• _DIRECTIONS_
Word for word, repeat the lines of the records from the one containing "Recreate this image" through the last line, both included.

• _DATA SECTION_
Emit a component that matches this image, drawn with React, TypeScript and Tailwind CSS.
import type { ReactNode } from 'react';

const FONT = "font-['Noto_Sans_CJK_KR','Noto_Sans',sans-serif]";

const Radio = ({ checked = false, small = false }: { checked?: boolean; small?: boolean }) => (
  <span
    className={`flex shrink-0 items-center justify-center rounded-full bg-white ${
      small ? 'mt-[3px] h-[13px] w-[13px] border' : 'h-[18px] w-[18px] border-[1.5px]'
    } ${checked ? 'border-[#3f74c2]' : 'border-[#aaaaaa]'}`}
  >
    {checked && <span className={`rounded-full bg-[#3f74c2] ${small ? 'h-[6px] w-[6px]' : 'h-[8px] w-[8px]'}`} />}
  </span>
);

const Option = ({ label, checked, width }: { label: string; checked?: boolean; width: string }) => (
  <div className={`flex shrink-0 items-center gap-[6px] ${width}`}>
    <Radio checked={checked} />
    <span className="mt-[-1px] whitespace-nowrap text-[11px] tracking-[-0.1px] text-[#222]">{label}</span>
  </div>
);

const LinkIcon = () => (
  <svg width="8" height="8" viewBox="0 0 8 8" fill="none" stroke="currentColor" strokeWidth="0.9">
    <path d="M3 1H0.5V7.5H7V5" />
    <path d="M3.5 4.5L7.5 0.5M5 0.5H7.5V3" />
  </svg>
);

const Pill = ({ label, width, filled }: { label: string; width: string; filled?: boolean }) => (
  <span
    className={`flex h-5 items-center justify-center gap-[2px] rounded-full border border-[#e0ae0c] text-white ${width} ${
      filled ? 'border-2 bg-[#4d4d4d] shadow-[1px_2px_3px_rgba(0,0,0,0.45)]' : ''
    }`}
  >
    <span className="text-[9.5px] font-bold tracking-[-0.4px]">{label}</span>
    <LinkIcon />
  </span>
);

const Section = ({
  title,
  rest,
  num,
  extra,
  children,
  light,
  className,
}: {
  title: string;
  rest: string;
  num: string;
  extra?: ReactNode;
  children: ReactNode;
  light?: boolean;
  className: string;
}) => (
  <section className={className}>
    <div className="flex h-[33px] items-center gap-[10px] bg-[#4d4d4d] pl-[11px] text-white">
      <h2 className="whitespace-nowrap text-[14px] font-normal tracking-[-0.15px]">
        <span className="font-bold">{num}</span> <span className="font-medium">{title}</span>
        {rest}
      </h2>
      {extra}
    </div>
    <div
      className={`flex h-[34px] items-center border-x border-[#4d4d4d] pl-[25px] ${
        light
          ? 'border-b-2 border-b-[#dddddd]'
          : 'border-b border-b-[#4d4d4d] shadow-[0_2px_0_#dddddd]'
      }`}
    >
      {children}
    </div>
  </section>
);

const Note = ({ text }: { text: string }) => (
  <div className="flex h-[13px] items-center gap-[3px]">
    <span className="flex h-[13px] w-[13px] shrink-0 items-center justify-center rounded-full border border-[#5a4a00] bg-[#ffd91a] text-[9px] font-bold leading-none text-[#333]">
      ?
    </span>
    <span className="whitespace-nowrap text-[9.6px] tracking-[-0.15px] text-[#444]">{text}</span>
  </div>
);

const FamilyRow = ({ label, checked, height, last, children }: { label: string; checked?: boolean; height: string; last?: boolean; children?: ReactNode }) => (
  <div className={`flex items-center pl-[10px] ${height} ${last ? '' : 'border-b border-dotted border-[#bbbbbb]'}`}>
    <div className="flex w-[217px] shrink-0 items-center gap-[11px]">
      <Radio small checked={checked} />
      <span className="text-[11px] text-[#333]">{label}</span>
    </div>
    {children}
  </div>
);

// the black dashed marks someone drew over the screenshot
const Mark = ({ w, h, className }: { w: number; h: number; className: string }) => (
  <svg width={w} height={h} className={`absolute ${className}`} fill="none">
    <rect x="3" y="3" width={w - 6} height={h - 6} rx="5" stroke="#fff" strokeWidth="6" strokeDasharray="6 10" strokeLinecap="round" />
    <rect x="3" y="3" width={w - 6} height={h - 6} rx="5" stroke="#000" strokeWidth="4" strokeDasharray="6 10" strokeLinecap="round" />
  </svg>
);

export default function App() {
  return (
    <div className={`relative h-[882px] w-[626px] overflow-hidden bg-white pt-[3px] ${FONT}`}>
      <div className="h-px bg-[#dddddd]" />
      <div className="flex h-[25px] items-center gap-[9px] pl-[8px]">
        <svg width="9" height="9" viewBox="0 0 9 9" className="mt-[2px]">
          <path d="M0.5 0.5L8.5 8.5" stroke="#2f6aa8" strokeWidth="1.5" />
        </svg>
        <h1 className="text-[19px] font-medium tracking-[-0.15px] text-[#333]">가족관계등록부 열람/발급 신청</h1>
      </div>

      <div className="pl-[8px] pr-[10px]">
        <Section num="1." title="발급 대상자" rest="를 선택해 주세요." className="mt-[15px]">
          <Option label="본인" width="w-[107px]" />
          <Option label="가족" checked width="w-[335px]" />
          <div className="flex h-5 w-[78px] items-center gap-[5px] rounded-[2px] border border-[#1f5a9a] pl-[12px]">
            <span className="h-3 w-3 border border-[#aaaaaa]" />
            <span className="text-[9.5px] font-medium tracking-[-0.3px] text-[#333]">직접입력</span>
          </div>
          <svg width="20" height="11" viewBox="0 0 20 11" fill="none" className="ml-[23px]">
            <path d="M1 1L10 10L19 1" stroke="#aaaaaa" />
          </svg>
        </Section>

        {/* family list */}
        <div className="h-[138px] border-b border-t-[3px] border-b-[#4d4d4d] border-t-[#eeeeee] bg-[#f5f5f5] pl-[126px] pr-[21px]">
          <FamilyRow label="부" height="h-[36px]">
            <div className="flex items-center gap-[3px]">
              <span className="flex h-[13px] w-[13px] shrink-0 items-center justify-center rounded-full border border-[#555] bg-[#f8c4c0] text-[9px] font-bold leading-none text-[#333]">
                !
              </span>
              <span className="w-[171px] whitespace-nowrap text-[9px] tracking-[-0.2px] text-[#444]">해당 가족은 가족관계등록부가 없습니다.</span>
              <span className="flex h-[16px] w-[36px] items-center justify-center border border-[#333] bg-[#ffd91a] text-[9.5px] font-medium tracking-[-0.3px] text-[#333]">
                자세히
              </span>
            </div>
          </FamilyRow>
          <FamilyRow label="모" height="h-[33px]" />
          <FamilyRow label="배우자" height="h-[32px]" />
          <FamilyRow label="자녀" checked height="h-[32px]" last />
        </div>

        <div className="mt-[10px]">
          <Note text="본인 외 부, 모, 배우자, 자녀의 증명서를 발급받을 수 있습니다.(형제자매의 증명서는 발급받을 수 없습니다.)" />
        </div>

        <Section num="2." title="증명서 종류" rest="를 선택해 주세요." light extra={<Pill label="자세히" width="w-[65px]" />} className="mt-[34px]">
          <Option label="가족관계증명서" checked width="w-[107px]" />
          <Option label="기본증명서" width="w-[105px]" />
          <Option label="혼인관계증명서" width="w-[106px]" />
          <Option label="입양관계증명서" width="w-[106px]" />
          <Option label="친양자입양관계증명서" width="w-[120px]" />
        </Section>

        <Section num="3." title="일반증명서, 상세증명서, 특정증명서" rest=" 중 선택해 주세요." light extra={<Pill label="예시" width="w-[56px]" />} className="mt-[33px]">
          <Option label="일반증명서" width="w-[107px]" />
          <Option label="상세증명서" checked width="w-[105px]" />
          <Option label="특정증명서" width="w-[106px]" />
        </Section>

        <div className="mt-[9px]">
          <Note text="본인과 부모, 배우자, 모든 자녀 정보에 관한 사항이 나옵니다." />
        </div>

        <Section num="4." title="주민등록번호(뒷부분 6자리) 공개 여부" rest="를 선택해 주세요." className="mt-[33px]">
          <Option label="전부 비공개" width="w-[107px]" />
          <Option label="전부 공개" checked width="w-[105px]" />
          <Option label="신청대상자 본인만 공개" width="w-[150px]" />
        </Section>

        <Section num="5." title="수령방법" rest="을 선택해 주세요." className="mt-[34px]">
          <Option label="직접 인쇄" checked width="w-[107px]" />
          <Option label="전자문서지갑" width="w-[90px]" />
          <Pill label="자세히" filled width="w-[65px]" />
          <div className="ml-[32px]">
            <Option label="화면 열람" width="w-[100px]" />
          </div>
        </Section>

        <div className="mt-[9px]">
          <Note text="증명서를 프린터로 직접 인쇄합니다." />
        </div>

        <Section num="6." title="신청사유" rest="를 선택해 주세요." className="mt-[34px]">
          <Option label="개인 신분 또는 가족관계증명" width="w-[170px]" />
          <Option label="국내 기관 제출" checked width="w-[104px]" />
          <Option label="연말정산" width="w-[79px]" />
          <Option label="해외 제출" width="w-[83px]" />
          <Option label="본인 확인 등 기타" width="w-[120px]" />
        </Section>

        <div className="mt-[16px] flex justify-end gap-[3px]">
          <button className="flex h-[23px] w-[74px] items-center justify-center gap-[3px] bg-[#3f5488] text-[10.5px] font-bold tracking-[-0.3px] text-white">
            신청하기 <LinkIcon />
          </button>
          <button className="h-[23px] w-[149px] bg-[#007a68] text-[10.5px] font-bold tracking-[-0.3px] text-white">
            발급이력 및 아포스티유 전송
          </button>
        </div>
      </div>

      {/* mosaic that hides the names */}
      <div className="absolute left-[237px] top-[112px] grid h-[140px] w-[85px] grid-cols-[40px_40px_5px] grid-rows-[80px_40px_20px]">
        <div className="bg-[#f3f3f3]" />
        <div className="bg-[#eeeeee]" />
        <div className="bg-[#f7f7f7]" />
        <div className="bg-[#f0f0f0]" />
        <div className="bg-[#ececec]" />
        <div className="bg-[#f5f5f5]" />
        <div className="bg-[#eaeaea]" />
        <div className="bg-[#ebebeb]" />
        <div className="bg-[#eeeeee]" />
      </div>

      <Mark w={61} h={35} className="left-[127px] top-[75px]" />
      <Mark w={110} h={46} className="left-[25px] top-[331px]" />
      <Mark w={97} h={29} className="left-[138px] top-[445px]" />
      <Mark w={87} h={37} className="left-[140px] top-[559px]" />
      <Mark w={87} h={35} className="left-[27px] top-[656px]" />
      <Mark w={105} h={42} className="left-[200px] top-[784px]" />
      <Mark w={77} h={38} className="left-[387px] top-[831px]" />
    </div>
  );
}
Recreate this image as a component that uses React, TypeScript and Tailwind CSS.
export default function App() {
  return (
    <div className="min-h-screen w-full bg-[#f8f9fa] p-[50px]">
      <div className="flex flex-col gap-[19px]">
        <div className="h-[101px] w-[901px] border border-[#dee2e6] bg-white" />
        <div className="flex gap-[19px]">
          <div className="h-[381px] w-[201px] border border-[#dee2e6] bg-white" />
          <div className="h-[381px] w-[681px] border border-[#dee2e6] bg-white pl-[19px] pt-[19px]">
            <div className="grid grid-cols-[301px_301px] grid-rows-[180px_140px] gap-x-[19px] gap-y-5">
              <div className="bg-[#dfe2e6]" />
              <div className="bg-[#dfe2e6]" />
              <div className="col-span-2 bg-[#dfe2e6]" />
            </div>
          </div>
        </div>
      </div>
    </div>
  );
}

• _RESPONSE_
Recreate this image as a component that uses React, TypeScript and Tailwind CSS.
export default function App() {
  return (
    <div className="min-h-screen w-full bg-[#f8f9fa] p-[50px]">
      <div className="flex flex-col gap-[19px]">
        <div className="h-[101px] w-[901px] border border-[#dee2e6] bg-white" />
        <div className="flex gap-[19px]">
          <div className="h-[381px] w-[201px] border border-[#dee2e6] bg-white" />
          <div className="h-[381px] w-[681px] border border-[#dee2e6] bg-white pl-[19px] pt-[19px]">
            <div className="grid grid-cols-[301px_301px] grid-rows-[180px_140px] gap-x-[19px] gap-y-5">
              <div className="bg-[#dfe2e6]" />
              <div className="bg-[#dfe2e6]" />
              <div className="col-span-2 bg-[#dfe2e6]" />
            </div>
          </div>
        </div>
      </div>
    </div>
  );
}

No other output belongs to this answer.